▼

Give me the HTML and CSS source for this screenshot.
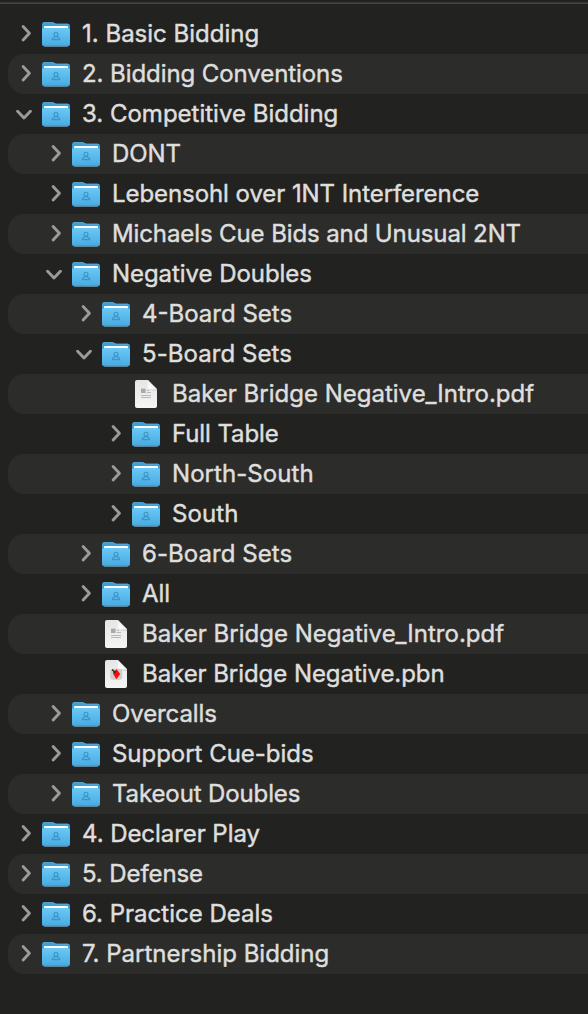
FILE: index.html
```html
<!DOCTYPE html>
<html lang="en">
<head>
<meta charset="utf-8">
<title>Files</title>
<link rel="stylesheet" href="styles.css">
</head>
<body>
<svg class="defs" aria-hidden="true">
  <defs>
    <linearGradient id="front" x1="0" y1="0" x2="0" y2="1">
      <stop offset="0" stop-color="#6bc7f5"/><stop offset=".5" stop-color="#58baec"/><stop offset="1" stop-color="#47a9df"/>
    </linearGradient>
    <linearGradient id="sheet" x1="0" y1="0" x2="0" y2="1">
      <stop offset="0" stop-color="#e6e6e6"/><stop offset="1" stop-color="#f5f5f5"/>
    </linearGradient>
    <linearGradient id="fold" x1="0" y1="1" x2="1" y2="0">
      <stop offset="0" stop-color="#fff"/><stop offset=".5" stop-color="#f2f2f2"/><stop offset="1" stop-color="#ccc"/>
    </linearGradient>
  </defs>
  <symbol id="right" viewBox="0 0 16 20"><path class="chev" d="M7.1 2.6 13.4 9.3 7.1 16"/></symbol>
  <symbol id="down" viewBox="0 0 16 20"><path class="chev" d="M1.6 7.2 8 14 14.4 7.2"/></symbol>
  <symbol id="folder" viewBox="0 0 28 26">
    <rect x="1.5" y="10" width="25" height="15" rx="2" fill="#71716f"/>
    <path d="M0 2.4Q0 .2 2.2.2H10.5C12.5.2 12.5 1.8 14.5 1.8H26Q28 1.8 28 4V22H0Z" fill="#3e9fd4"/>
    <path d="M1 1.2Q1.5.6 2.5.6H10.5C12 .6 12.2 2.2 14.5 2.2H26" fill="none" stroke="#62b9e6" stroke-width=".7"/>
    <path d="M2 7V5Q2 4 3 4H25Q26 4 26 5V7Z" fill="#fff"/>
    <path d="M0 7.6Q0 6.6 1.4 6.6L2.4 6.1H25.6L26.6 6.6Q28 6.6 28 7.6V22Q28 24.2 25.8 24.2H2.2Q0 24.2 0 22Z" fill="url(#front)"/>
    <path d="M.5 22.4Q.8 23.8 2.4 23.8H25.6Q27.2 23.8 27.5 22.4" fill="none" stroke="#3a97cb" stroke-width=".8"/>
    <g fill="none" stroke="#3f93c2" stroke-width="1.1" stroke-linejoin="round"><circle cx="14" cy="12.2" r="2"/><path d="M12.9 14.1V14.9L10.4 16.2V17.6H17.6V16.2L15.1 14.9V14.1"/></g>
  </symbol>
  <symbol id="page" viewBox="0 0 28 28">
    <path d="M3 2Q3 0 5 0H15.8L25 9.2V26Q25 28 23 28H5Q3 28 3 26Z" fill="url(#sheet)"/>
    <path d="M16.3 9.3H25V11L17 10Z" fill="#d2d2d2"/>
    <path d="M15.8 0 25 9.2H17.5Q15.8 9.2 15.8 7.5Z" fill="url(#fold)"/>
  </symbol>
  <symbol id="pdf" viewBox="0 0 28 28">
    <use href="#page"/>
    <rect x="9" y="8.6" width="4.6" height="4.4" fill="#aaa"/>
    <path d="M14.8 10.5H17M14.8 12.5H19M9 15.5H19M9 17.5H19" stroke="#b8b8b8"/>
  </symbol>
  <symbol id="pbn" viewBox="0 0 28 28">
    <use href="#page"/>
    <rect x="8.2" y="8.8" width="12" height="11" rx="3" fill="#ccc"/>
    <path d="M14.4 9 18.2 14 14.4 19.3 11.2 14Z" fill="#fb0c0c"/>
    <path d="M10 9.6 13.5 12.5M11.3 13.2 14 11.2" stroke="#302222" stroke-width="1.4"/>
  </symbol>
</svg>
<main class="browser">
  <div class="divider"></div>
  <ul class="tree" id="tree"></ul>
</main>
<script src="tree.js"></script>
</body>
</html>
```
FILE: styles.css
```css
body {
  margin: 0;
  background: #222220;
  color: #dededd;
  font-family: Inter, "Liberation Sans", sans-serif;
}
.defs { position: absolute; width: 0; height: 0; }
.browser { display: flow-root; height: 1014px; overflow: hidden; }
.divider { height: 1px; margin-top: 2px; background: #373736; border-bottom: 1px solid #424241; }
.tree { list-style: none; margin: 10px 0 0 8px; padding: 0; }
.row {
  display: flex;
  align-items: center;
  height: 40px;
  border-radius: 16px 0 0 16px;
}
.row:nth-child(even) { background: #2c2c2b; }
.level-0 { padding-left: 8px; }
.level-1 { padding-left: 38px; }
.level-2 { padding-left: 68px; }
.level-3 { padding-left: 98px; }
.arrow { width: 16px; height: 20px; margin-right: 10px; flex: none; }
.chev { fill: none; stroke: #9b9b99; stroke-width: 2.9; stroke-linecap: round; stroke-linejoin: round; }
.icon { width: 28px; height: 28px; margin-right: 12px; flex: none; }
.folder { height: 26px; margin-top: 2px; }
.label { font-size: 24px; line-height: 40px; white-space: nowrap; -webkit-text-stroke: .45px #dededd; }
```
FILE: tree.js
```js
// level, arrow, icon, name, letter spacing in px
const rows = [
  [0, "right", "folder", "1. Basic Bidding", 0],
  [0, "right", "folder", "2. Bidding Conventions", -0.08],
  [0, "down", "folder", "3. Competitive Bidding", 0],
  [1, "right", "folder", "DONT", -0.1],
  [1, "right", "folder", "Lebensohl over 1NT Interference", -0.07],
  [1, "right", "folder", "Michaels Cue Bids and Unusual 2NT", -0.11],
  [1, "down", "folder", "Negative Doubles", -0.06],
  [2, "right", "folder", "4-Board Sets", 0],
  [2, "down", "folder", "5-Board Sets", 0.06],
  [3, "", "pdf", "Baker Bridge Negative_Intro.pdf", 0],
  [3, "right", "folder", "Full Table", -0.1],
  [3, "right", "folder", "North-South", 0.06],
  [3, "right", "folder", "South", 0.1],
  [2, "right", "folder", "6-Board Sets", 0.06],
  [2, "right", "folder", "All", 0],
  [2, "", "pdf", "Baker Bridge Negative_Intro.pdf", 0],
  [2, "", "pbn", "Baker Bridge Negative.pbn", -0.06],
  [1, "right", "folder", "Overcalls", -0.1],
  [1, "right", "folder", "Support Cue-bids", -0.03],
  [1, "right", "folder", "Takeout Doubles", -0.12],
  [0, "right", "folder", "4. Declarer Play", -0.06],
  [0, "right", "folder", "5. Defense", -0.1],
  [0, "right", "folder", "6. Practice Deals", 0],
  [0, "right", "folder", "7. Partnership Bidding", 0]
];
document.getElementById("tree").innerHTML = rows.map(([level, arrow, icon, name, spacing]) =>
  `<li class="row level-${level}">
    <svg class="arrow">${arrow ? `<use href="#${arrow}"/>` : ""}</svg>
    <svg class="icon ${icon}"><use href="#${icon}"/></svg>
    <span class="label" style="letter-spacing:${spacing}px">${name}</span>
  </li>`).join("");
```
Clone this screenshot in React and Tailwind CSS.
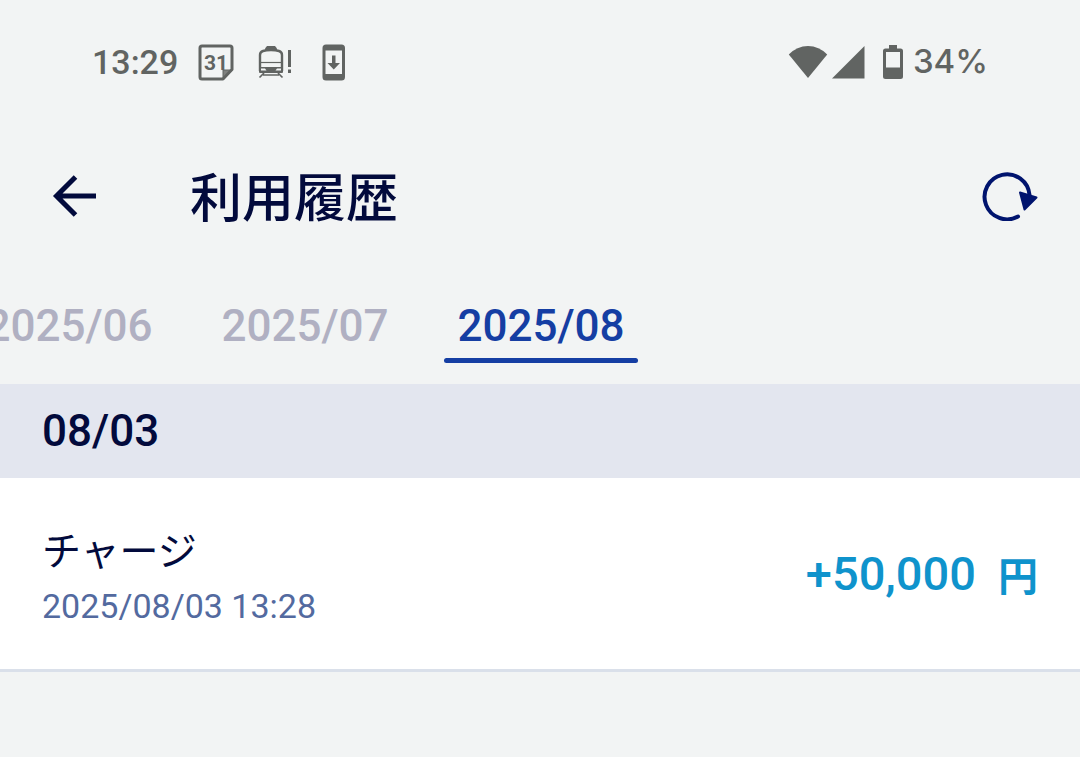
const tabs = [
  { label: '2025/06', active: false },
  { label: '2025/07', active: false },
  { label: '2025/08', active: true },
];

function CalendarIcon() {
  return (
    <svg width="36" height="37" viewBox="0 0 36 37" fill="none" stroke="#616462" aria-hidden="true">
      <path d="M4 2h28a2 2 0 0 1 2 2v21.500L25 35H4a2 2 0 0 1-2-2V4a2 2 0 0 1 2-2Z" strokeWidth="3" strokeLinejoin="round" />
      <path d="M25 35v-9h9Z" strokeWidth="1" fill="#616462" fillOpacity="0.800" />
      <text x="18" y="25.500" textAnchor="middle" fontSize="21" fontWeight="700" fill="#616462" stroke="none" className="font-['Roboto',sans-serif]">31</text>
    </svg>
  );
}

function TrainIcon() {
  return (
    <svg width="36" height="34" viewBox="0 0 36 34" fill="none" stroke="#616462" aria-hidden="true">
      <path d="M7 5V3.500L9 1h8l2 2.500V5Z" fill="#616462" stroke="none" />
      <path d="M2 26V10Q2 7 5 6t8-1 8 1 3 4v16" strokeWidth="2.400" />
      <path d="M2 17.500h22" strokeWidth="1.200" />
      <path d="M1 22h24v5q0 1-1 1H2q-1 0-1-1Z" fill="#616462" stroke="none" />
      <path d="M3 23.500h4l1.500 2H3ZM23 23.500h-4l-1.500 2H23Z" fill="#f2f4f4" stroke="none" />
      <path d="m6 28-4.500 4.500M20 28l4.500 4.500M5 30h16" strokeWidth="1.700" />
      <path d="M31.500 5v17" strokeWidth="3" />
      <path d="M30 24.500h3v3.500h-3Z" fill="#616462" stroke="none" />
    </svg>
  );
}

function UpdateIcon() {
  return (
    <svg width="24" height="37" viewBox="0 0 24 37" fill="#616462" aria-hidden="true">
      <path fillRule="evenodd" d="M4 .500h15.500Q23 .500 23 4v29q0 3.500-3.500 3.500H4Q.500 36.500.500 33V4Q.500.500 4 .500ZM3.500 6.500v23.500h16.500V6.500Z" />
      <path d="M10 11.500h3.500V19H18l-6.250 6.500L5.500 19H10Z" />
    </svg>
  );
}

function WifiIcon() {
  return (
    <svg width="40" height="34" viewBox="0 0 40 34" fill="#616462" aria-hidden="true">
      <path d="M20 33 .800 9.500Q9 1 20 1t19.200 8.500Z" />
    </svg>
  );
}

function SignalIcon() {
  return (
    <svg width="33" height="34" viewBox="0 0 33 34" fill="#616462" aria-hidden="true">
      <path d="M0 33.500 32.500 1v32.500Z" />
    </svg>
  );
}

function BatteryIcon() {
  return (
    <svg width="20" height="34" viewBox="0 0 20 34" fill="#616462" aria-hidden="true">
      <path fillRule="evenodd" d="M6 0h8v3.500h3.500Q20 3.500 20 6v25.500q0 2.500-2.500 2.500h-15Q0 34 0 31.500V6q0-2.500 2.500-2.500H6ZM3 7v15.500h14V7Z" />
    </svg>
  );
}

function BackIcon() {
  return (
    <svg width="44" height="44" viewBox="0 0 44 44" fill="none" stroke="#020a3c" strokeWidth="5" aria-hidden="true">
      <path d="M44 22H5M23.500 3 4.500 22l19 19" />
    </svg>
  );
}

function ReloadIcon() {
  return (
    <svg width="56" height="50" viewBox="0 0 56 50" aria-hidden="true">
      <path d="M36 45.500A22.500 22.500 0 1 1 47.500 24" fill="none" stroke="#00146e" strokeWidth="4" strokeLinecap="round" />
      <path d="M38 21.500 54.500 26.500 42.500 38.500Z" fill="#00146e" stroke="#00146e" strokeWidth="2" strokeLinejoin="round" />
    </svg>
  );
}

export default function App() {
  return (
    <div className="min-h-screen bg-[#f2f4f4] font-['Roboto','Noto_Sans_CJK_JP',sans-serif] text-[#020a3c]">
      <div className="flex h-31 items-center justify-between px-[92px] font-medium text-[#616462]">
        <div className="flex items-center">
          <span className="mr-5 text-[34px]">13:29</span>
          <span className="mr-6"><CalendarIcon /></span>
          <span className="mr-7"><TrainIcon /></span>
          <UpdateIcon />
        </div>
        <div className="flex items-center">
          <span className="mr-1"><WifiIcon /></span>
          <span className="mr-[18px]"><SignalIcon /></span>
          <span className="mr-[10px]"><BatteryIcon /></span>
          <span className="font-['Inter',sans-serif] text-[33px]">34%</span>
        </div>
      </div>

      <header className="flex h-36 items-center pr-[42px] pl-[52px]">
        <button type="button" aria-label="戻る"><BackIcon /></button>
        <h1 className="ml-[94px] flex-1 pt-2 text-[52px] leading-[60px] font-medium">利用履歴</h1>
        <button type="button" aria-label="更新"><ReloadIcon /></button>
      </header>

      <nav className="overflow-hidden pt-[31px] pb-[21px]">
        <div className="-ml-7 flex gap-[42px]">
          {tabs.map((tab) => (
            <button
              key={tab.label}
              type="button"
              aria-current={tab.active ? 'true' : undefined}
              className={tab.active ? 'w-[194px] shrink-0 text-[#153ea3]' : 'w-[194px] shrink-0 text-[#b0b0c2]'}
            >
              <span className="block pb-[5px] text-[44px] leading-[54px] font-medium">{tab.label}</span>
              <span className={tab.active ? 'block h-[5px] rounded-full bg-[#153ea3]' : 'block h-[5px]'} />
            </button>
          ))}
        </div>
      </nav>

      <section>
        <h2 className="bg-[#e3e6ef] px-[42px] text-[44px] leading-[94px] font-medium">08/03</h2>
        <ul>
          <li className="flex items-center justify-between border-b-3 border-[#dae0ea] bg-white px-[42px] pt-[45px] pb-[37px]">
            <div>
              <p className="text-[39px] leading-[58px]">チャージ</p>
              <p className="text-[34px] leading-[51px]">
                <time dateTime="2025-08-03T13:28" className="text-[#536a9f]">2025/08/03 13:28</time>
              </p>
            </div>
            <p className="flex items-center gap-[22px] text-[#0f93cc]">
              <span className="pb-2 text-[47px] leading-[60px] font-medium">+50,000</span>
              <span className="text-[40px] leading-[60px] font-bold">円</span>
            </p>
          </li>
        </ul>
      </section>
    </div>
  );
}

▲

Stated goal:
Work through the listing above and report how many lines include the string "screenshot", with no other text.

Solution below:
2